For low-level control, you use plt.imshow(), which is designed to display image data but works perfectly for numerical matrices. It's fast and gives you direct access to Matplotlib's core customization options. A typical use involves generating a correlation matrix from a pandas DataFrame and plotting it.
import matplotlib.pyplot as plt
import numpy as np
import pandas as pd
# Generate sample correlation matrix
data = pd.DataFrame(np.random.randn(100, 5), columns=list('ABCDE'))
corr_matrix = data.corr()
fig, ax = plt.subplots()
im = ax.imshow(corr_matrix, cmap='coolwarm')
plt.colorbar(im)
ax.set_xticks(range(len(corr_matrix.columns)))
ax.set_xticklabels(corr_matrix.columns)
ax.set_yticks(range(len(corr_matrix.columns)))
ax.set_yticklabels(corr_matrix.columns)
plt.title('Correlation Matrix with imshow()')
plt.show()In contrast, sns.heatmap() is a higher-level function that automatically handles labeling and formatting, making it the preferred choice for most data science workflows. It can effortlessly plot both correlation matrices and confusion matrices from libraries like scikit-learn.
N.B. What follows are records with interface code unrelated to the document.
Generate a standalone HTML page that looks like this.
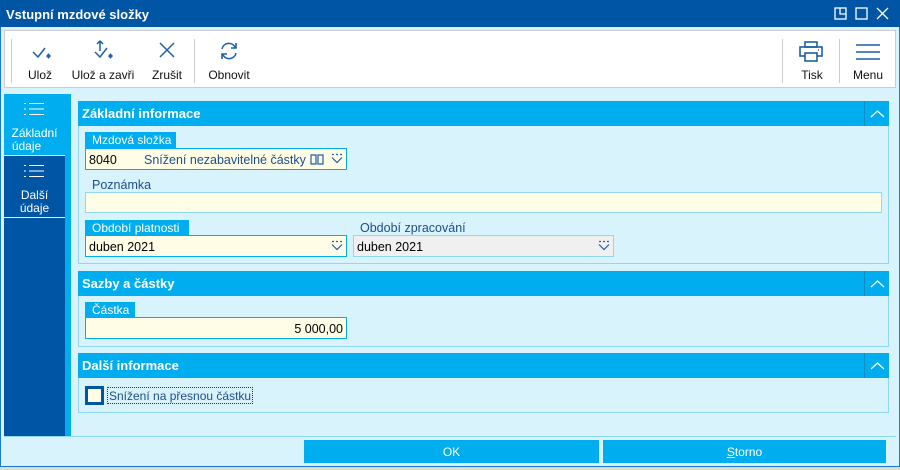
<!DOCTYPE html>
<html><head><meta charset="utf-8"><style>
*{box-sizing:border-box;margin:0;padding:0}
body{width:900px;height:470px;overflow:hidden;background:#dcdcc8;font-family:"Liberation Sans",sans-serif;font-size:12px;position:relative}
.a{position:absolute;white-space:nowrap}
.win{left:0;top:0;width:900px;height:467px;background:#d9f3fd;border:1px solid #1a78d0}
.title{left:0;top:0;width:900px;height:27px;background:#0055a5;color:#fff;font-weight:bold;font-size:13px;padding:7px 0 0 6px}
.tb{left:4px;top:30px;width:892px;height:58px;background:#fff;border:1px solid #ccc}
.btn{top:0;height:58px;text-align:center;color:#111;font-size:12px}
.btn span{position:absolute;left:0;right:0;top:37px}
.sep{top:8px;width:1px;height:44px;background:#ccc}
.ph{height:25px;background:#00aeef;color:#fff;font-weight:bold;font-size:13px;padding:5px 0 0 4px}
.pb{border:1px solid #8fd8f5;border-top:none}
.lt{background:#00aeef;color:#fff;height:16px;padding:1px 0 0 7px;font-size:12px}
.in{background:#fffde6;border:1px solid #00aeef;height:22px;padding:4px 0 0 3px;font-size:12.5px;color:#000}
.lbl{color:#1c4f8a;font-size:12.5px}
.chev{width:25px;height:25px;border-left:1px solid #0a8cc5}
.bb{background:#00aeef;color:#fff;height:23px;text-align:center;padding-top:5px;font-size:12px}
</style></head><body>
<div class="a win"></div>
<div class="a title">Vstupní mzdové složky</div>
<svg class="a" style="left:834px;top:7px" width="60" height="14" viewBox="0 0 60 14" fill="none" stroke="#fff" stroke-width="1.3"><rect x="1" y="1" width="11" height="11"/><path d="M6 1V7H12"/><rect x="22" y="1" width="11" height="11"/><path d="M43 1L54 12M54 1L43 12"/></svg>
<div class="a tb">
 <div class="a sep" style="left:6px"></div>
 <div class="a btn" style="left:10px;width:50px"><svg class="a" style="left:16px;top:13px" width="22" height="18" viewBox="0 0 22 18" fill="none" stroke="#1d5fa8" stroke-width="1.5"><path d="M2 8L7 13L14 4"/><path d="M15 12h5M17.5 9.5v5M16 10.5l3 3M19 10.5l-3 3" stroke-width="1"/></svg><span>Ulož</span></div>
 <div class="a btn" style="left:64px;width:68px"><svg class="a" style="left:24px;top:8px" width="22" height="24" viewBox="0 0 22 24" fill="none" stroke="#1d5fa8" stroke-width="1.5"><path d="M2 13L7 18L14 9"/><path d="M7 12V2M4 5L7 2L10 5"/><path d="M15 17h5M17.5 14.5v5M16 15.5l3 3M19 15.5l-3 3" stroke-width="1"/></svg><span>Ulož a zavři</span></div>
 <div class="a btn" style="left:140px;width:44px"><svg class="a" style="left:14px;top:11px" width="16" height="16" viewBox="0 0 16 16" stroke="#1d5fa8" stroke-width="1.5"><path d="M1 1L15 15M15 1L1 15"/></svg><span>Zrušit</span></div>
 <div class="a sep" style="left:189px"></div>
 <div class="a btn" style="left:196px;width:56px"><svg class="a" style="left:18px;top:10px" width="20" height="20" viewBox="0 0 20 20" fill="none" stroke="#1d5fa8" stroke-width="1.6"><path d="M3 8A7 7 0 0 1 16 6M17 2V7H12"/><path d="M17 12A7 7 0 0 1 4 14M3 18V13H8"/></svg><span>Obnovit</span></div>
 <div class="a sep" style="left:777px"></div>
 <div class="a btn" style="left:782px;width:50px"><svg class="a" style="left:12px;top:10px" width="24" height="22" viewBox="0 0 24 22" fill="none" stroke="#1d5fa8" stroke-width="1.6"><rect x="6" y="1" width="12" height="5"/><rect x="1" y="6" width="22" height="9"/><rect x="6" y="12" width="12" height="8" fill="#fff"/><path d="M19 9h1"/></svg><span>Tisk</span></div>
 <div class="a sep" style="left:834px"></div>
 <div class="a btn" style="left:838px;width:50px"><svg class="a" style="left:13px;top:13px" width="24" height="16" viewBox="0 0 24 16" stroke="#1d5fa8" stroke-width="1.5"><path d="M0 1H24M0 8H24M0 15H24"/></svg><span>Menu</span></div>
</div>
<div class="a" style="left:4px;top:94px;width:61px;height:342px;background:#0055a5"></div>
<div class="a" style="left:65px;top:94px;width:6px;height:342px;background:#00aeef"></div>
<div class="a" style="left:4px;top:94px;width:61px;height:61px;background:#00aeef"></div>
<div class="a" style="left:4px;top:217px;width:61px;height:1px;background:#d9f3fd"></div>
<div class="a" style="left:4px;top:155px;width:61px;height:1px;background:#d9f3fd"></div>
<svg class="a" style="left:23px;top:102px" width="22" height="14" viewBox="0 0 22 14" stroke="#fff" stroke-width="1"><path d="M1 1.5h2M6 1.5h15M1 7h2M6 7h15M1 12.5h2M6 12.5h15"/></svg>
<svg class="a" style="left:23px;top:164px" width="22" height="14" viewBox="0 0 22 14" stroke="#fff" stroke-width="1"><path d="M1 1.5h2M6 1.5h15M1 7h2M6 7h15M1 12.5h2M6 12.5h15"/></svg>
<div class="a" style="left:4px;top:127px;width:61px;color:#fff;font-size:12px;line-height:13px;text-align:center">Základní<br><span style="margin-left:-16px">údaje</span></div>
<div class="a" style="left:4px;top:189px;width:61px;color:#fff;font-size:12px;line-height:13px;text-align:center">Další<br>údaje</div>
<div class="a ph" style="left:78px;top:101px;width:811px">Základní informace</div>
<div class="a chev" style="left:864px;top:101px"><svg width="25" height="25" fill="none" stroke="#fff" stroke-width="1.2"><path d="M6 16L12.5 10L19 16"/></svg></div>
<div class="a pb" style="left:78px;top:126px;width:811px;height:138px"></div>
<div class="a lt" style="left:85px;top:132px;width:91px">Mzdová složka</div>
<div class="a in" style="left:85px;top:148px;width:262px">8040<span class="a lbl" style="left:58px;top:4px">Snížení nezabavitelné částky</span>
<svg class="a" style="left:224px;top:5px" width="14" height="11" viewBox="0 0 14 11" fill="none" stroke="#1d5fa8" stroke-width="1.2"><path d="M1 1h5v9H1zM8 1h5v9H8z"/></svg>
<svg class="a" style="left:245px;top:4px" width="12" height="11" viewBox="0 0 12 11" fill="none" stroke="#1d5fa8" stroke-width="1.2"><path d="M1 1.5h2M5 1.5h2M9 1.5h2M1 4.5L6 9.5L11 4.5"/></svg></div>
<div class="a lbl" style="left:92px;top:178px">Poznámka</div>
<div class="a in" style="left:85px;top:192px;width:797px;height:21px;border-color:#8fd8f5"></div>
<div class="a lt" style="left:85px;top:220px;width:104px">Období platnosti</div>
<div class="a in" style="left:85px;top:235px;width:262px">duben 2021<svg class="a" style="left:245px;top:4px" width="12" height="11" viewBox="0 0 12 11" fill="none" stroke="#1d5fa8" stroke-width="1.2"><path d="M1 1.5h2M5 1.5h2M9 1.5h2M1 4.5L6 9.5L11 4.5"/></svg></div>
<div class="a lbl" style="left:360px;top:221px">Období zpracování</div>
<div class="a in" style="left:353px;top:235px;width:261px;background:#f0f0f0;border-color:#8fd8f5">duben 2021<svg class="a" style="left:244px;top:4px" width="12" height="11" viewBox="0 0 12 11" fill="none" stroke="#1d5fa8" stroke-width="1.2"><path d="M1 1.5h2M5 1.5h2M9 1.5h2M1 4.5L6 9.5L11 4.5"/></svg></div>
<div class="a ph" style="left:78px;top:271px;width:811px">Sazby a částky</div>
<div class="a chev" style="left:864px;top:271px"><svg width="25" height="25" fill="none" stroke="#fff" stroke-width="1.2"><path d="M6 16L12.5 10L19 16"/></svg></div>
<div class="a pb" style="left:78px;top:296px;width:811px;height:51px"></div>
<div class="a lt" style="left:85px;top:302px;width:50px">Částka</div>
<div class="a in" style="left:85px;top:317px;width:262px;text-align:right;padding-right:3px">5 000,00</div>
<div class="a ph" style="left:78px;top:353px;width:811px">Další informace</div>
<div class="a chev" style="left:864px;top:353px"><svg width="25" height="25" fill="none" stroke="#fff" stroke-width="1.2"><path d="M6 16L12.5 10L19 16"/></svg></div>
<div class="a pb" style="left:78px;top:378px;width:811px;height:35px"></div>
<div class="a" style="left:85px;top:386px;width:19px;height:19px;border:3px solid #0055a5;background:#fffde6"></div>
<div class="a lbl" style="left:107px;top:387px;height:17px;border:1px dotted #333;padding:1px 1px 0 1px;font-size:12px">Snížení na přesnou částku</div>
<div class="a" style="left:4px;top:436px;width:892px;height:1px;background:#8fd8f5"></div>
<div class="a bb" style="left:304px;top:440px;width:295px">OK</div>
<div class="a bb" style="left:603px;top:440px;width:283px"><u>S</u>torno</div>
</body></html>
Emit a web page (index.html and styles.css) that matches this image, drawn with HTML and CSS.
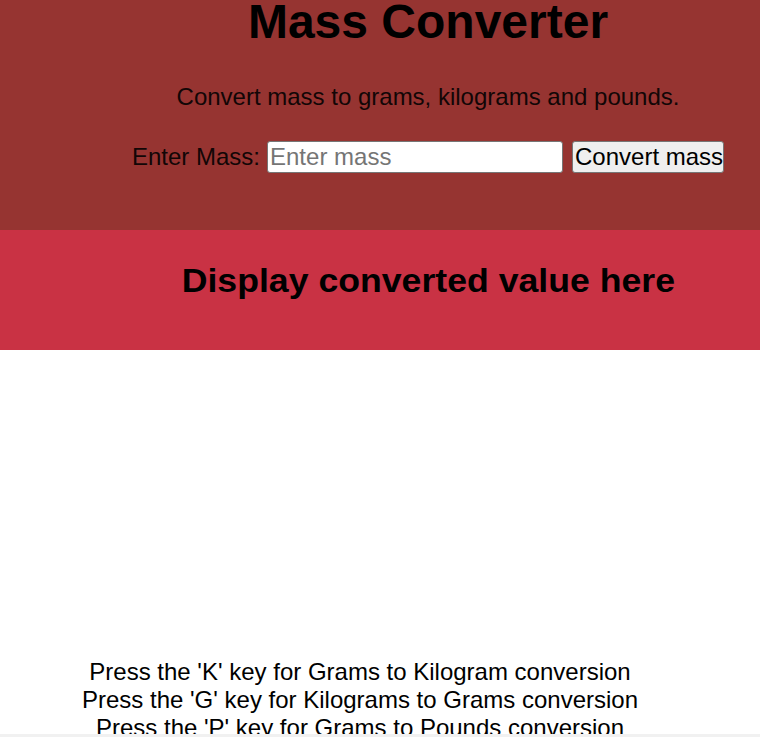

With a single function call, it adds a color bar, formats axes ticks, and can even annotate each cell with the numeric value.
import seaborn as sns
from sklearn.metrics import confusion_matrix
# Example for a confusion matrix
y_true = [0, 1, 1, 0, 1, 0, 0, 1]
y_pred = [0, 1, 0, 0, 1, 1, 0, 1]
cm = confusion_matrix(y_true, y_pred)
sns.heatmap(cm, annot=True, fmt='d', cmap='Blues',
xticklabels=['Pred 0', 'Pred 1'],
yticklabels=['True 0', 'True 1'])
plt.ylabel('Actual')
plt.xlabel('Predicted')
plt.title('Confusion Matrix Heatmap')Customizing Heatmaps: Color Maps and Annotations
The choice of color map (often abbreviated as cmap) is critical, as it determines how intuitively the color gradient maps to the data's meaning. For data that diverges from a neutral midpoint, like correlation coefficients ranging from -1 to 1, use a diverging colormap such as 'RdBu_r' or 'coolwarm'. For sequential data like counts or probabilities, use sequential colormaps like 'viridis', 'plasma', or 'Blues'. Always avoid non-perceptually uniform colormaps like 'jet', as they can misrepresent the data.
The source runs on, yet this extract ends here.